→ **Challenge**: Show all lines that include the string "full"; copy each one.

→ **Supplied material**:
--- start ---
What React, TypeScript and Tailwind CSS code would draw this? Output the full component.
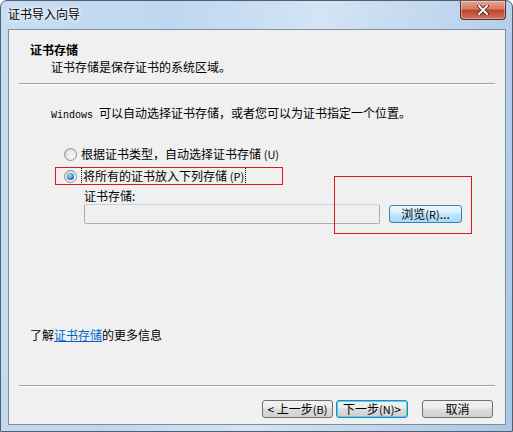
const cjk = "font-['Noto_Sans_CJK_SC','Noto_Sans',sans-serif]";

const Radio = ({ checked }: { checked?: boolean }) => (
  <span className="relative flex h-[13px] w-[13px] items-center justify-center rounded-full border border-[#8e8f8f] bg-gradient-to-br from-[#d2d2d2] to-[#fbfbfb]">
    {checked ? (
      <span className="h-[7px] w-[7px] rounded-full bg-[radial-gradient(circle_at_40%_35%,#a9e1fa,#1f6fb3_70%,#0f4f8f)]" />
    ) : (
      <span className="h-[7px] w-[7px] rounded-full bg-gradient-to-br from-[#e8e8e8] to-[#f7f7f7]" />
    )}
  </span>
);

const WinButton = ({
  children,
  variant = "normal",
  className = "",
}: {
  children: React.ReactNode;
  variant?: "normal" | "focus" | "hover";
  className?: string;
}) => {
  const styles = {
    normal: "border-[#707070] bg-[linear-gradient(#f2f2f2,#ebebeb_45%,#dddddd_50%,#cfcfcf)]",
    focus: "border-[#3c7fb1] bg-[linear-gradient(#f2f2f2,#ebebeb_45%,#dddddd_50%,#cfcfcf)] shadow-[inset_0_0_0_1px_#48d8fb]",
    hover: "border-[#3c7fb1] bg-[linear-gradient(#eaf6fd,#d9f0fc_45%,#bee6fd_50%,#a7d9f5)]",
  };
  return (
    <div
      className={`flex h-[18px] items-center justify-center rounded-[3px] border text-[12px] leading-none text-black ${styles[variant]} ${className}`}
    >
      {children}
    </div>
  );
};

export default function App() {
  return (
    <div className={`h-[432px] w-[513px] overflow-hidden bg-white ${cjk}`}>
      <div className="relative flex h-[432px] w-[513px] flex-col rounded-t-[7px] border border-[#555d68] bg-[linear-gradient(100deg,#c7ddf2_0%,#bed7f0_30%,#d3e4f5_55%,#bcd4ec_80%,#a9c7e6_100%)]">
        {/* title bar */}
        <div className="flex h-[28px] items-start justify-between">
          <span className="ml-[7px] mt-[5px] text-[12px] leading-[16px] text-black [text-shadow:0_0_6px_#ffffff,0_0_4px_#ffffff]">
            证书导入向导
          </span>
          <div className="mr-[6px] flex h-[19px] w-[46px] items-center justify-center rounded-b-[4px] border border-t-0 border-[#5a2f2a] bg-[linear-gradient(#e8a493,#d27a64_45%,#c0442b_50%,#d0705b)] shadow-[inset_0_0_0_1px_rgba(255,255,255,0.35)]">
            <svg width="12" height="10" viewBox="0 0 12 10">
              <path d="M2 1 L10 9 M10 1 L2 9" stroke="#3a1a14" strokeWidth="3.6" strokeLinecap="square" />
              <path d="M2 1 L10 9 M10 1 L2 9" stroke="#ffffff" strokeWidth="2" strokeLinecap="square" />
            </svg>
          </div>
        </div>

        {/* client area */}
        <div className="relative ml-[7px] mr-[6px] h-[396px] border border-[#7f8fa3] bg-[#f0f0f0] text-[12px] leading-[16px] text-black">
          {/* header */}
          <div className="h-[53px] pl-[21px] pt-[12px]">
            <div className="font-bold">证书存储</div>
            <div className="mt-[1px] pl-[21px]">证书存储是保存证书的系统区域。</div>
          </div>
          <div className="ml-[10px] mr-[10px] h-[2px] border-t border-b border-t-[#a0a0a0] border-b-white" />

          {/* body */}
          <div className="mt-[20px] pl-[42px]">
            <span className="font-['Liberation_Mono',monospace] text-[10px]">Windows </span>
            可以自动选择证书存储，或者您可以为证书指定一个位置。
          </div>

          <div className="mt-[22px] flex items-center gap-[4px] pl-[55px]">
            <Radio />
            <span>
              根据证书类型，自动选择证书存储 <span className="text-[11px]">(U)</span>
            </span>
          </div>
          <div className="mt-[5px] flex items-center gap-[4px] pl-[55px]">
            <Radio checked />
            <span className="border border-dotted border-black px-px">
              将所有的证书放入下列存储 <span className="text-[11px]">(P)</span>
            </span>
          </div>
          <div className="mt-[3px] pl-[75px]">证书存储:</div>
          <div className="flex items-center pl-[75px]">
            <div className="h-[20px] w-[296px] rounded-[2px] border border-[#abadb3] border-t-[#c5d4e3] bg-[#f0f0f0]" />
            <WinButton variant="hover" className="ml-[9px] w-[73px]">
              浏览 <span className="text-[11px]">(R)</span>...
            </WinButton>
          </div>

          <div className="mt-[103px] pl-[21px]">
            了解<span className="text-[#0066cc] underline">证书存储</span>的更多信息
          </div>

          <div className="ml-[10px] mr-[10px] mt-[42px] h-[2px] border-t border-b border-t-[#a0a0a0] border-b-white" />

          <div className="mt-[13px] flex pl-[253px]">
            <WinButton className="w-[71px]">
              &lt; 上一步 <span className="text-[11px]">(B)</span>
            </WinButton>
            <WinButton variant="focus" className="ml-[3px] w-[72px]">
              下一步 <span className="text-[11px]">(N)</span> &gt;
            </WinButton>
            <WinButton className="ml-[14px] w-[71px]">取消</WinButton>
          </div>

          {/* red annotation boxes */}
          <div className="absolute left-[46px] top-[137px] h-[18px] w-[228px] border border-[#e0141e]" />
          <div className="absolute left-[325px] top-[146px] h-[58px] w-[138px] border border-[#e0141e]" />
        </div>
      </div>
    </div>
  );
}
--- end ---
→ **Exercise solution**:
What React, TypeScript and Tailwind CSS code would draw this? Output the full component.
  <span className="relative flex h-[13px] w-[13px] items-center justify-center rounded-full border border-[#8e8f8f] bg-gradient-to-br from-[#d2d2d2] to-[#fbfbfb]">
      <span className="h-[7px] w-[7px] rounded-full bg-[radial-gradient(circle_at_40%_35%,#a9e1fa,#1f6fb3_70%,#0f4f8f)]" />
      <span className="h-[7px] w-[7px] rounded-full bg-gradient-to-br from-[#e8e8e8] to-[#f7f7f7]" />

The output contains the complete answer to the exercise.